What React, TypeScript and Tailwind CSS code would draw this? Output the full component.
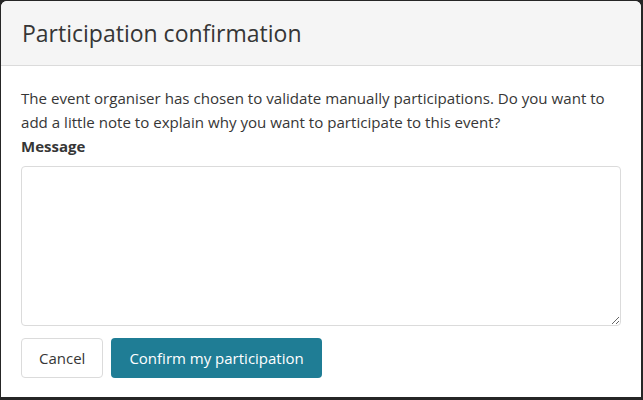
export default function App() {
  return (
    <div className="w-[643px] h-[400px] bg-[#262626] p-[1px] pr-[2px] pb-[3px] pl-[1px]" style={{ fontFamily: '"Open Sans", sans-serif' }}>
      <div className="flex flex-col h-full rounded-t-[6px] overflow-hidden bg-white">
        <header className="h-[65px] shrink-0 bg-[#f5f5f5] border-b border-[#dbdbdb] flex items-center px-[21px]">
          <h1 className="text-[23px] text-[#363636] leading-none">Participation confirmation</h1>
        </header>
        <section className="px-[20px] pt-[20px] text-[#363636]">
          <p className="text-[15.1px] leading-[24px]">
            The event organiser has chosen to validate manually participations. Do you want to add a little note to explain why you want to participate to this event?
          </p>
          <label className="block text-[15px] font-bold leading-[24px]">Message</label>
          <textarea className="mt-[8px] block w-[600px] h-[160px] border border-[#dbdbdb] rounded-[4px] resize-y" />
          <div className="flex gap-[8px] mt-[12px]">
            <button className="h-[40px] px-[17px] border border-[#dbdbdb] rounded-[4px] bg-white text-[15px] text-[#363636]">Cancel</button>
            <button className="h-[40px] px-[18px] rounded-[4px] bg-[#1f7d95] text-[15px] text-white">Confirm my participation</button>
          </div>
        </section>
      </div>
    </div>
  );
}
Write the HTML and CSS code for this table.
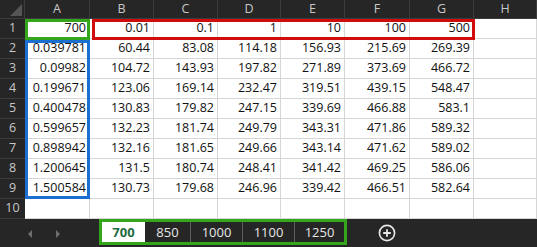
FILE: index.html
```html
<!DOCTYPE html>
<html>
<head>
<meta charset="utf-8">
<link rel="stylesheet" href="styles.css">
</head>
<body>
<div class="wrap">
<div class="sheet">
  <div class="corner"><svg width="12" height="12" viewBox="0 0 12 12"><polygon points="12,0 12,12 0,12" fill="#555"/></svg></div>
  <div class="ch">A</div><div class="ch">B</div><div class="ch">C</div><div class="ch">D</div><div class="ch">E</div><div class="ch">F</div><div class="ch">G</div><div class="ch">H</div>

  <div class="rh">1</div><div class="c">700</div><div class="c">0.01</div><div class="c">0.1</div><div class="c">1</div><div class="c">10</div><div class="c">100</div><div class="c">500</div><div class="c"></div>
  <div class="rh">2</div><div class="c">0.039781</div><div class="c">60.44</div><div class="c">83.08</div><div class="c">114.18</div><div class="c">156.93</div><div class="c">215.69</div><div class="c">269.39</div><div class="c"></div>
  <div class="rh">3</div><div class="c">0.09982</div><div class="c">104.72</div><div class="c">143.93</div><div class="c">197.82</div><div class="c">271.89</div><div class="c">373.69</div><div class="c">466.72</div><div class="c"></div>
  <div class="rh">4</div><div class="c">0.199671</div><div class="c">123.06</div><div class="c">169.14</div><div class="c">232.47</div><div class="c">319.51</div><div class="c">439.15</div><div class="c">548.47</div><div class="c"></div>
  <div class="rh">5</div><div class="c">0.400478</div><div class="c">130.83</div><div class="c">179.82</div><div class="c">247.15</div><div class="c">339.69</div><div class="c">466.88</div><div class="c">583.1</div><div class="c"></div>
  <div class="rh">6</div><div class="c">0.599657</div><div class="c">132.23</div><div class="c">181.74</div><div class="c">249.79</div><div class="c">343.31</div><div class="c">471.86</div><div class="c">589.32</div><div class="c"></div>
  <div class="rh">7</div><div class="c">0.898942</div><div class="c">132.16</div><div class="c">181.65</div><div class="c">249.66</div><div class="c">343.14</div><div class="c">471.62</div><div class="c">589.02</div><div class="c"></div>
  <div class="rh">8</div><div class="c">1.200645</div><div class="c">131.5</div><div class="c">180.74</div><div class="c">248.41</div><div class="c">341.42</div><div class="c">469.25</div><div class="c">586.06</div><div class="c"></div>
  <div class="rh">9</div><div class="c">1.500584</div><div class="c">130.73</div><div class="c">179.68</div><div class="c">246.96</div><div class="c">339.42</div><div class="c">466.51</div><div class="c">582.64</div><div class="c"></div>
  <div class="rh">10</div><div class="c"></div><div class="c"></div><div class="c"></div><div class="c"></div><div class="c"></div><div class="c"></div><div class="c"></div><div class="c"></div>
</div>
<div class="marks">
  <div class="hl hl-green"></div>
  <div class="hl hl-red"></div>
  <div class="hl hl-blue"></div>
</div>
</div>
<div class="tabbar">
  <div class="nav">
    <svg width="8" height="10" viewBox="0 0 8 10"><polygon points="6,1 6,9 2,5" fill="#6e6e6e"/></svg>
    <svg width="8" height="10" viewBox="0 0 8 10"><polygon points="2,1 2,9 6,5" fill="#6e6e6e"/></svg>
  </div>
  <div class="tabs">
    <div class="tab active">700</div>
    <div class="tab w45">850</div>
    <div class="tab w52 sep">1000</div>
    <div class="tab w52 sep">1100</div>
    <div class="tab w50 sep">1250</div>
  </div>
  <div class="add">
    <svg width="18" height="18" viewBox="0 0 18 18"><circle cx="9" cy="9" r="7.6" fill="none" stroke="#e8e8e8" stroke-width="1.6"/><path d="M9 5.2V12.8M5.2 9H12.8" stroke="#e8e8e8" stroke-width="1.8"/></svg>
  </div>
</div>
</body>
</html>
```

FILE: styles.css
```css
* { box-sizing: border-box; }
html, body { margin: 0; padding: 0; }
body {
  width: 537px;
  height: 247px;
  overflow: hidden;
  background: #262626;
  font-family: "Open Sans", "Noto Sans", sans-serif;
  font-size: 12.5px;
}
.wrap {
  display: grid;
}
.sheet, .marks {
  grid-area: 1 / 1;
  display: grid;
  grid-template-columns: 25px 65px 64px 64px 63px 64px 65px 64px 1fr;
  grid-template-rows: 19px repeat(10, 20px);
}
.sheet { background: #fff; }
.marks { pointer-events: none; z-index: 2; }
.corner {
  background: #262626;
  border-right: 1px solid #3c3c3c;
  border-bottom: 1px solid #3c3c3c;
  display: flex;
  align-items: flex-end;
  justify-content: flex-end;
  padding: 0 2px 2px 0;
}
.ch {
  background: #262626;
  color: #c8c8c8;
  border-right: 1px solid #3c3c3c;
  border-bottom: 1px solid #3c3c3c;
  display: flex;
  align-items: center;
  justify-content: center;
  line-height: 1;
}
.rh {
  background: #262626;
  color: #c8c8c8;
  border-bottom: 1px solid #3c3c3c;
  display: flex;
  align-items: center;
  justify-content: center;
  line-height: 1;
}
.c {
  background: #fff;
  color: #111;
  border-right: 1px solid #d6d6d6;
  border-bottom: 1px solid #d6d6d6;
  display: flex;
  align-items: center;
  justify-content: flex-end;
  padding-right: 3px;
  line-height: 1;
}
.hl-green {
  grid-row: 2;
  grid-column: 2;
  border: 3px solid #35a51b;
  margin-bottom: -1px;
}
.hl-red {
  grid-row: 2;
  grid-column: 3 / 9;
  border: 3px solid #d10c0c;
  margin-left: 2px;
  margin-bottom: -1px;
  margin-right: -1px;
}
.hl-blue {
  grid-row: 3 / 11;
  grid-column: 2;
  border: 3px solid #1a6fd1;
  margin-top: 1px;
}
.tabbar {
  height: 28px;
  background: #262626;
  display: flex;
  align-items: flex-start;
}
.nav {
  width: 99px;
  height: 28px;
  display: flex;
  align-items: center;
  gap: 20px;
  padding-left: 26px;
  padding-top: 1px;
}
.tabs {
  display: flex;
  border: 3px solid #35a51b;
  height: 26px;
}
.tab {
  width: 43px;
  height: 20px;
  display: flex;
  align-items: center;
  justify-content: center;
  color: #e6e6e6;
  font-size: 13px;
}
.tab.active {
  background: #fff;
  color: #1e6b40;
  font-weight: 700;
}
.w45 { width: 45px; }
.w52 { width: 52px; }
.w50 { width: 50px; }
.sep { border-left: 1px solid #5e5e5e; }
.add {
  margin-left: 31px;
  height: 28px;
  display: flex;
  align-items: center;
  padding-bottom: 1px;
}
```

* * *

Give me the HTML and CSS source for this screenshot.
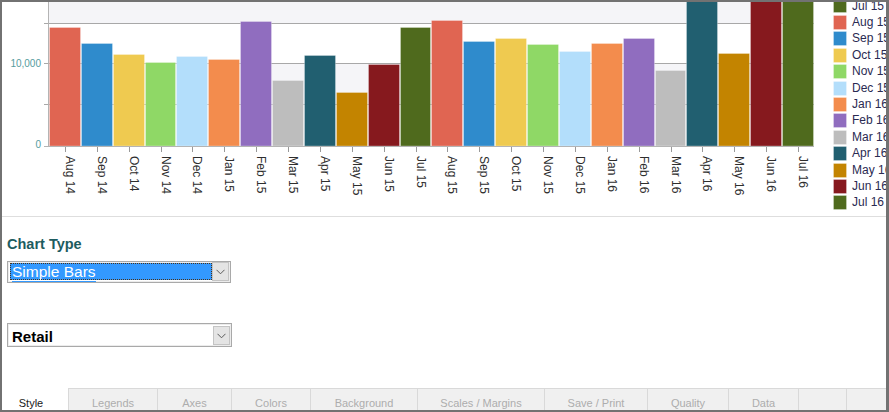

--

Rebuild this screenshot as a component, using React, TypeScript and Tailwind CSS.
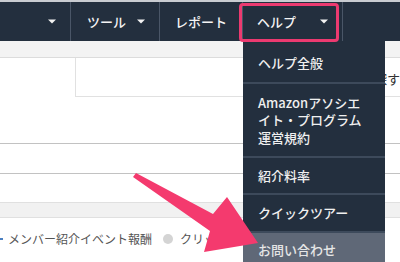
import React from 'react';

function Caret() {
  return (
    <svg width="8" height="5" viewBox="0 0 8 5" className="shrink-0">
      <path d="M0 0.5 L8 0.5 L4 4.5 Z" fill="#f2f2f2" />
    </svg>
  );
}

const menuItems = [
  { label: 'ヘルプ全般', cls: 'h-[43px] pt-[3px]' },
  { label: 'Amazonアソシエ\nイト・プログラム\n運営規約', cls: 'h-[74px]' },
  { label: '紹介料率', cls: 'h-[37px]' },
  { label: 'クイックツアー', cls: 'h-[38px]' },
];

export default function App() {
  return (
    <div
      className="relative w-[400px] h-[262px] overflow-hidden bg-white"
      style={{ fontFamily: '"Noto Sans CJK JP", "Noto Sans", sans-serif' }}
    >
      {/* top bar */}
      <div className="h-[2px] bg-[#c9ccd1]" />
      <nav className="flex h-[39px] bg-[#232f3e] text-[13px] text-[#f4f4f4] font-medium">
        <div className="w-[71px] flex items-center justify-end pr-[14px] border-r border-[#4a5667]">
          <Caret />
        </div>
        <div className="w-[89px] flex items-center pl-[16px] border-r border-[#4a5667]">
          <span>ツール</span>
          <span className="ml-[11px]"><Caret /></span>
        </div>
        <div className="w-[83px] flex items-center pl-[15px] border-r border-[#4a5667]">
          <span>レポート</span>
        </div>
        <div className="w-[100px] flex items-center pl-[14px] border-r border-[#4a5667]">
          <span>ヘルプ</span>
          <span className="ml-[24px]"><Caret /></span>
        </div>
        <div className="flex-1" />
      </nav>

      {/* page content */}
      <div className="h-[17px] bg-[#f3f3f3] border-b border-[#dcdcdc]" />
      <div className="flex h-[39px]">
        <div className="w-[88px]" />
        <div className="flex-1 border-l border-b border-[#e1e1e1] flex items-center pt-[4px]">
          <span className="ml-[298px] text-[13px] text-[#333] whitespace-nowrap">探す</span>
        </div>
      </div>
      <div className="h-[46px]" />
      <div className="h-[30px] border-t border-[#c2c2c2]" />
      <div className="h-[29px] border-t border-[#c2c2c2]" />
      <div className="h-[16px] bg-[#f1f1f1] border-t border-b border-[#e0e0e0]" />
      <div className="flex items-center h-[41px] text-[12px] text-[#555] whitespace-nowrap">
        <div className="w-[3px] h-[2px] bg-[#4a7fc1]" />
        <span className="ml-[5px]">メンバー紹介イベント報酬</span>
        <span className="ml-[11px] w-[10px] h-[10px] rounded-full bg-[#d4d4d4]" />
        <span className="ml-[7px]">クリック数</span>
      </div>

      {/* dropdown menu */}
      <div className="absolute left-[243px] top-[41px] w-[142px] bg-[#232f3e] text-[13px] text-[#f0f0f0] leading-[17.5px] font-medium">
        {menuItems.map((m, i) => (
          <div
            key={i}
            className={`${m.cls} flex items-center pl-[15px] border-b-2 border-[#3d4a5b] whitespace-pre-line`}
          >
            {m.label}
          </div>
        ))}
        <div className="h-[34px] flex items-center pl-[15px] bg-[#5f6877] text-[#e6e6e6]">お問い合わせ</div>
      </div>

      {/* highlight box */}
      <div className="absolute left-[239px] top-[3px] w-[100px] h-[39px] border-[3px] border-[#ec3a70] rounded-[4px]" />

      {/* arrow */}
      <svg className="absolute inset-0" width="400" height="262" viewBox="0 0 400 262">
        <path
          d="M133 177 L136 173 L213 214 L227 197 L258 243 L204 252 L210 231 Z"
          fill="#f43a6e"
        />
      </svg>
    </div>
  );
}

**What this task involves**
Select every line in the material above where the string "component" occurs, and copy it.

**Solution for this task**
What React, TypeScript and Tailwind CSS code would draw this? Output the full component.
Rebuild this screenshot as a component, using React, TypeScript and Tailwind CSS.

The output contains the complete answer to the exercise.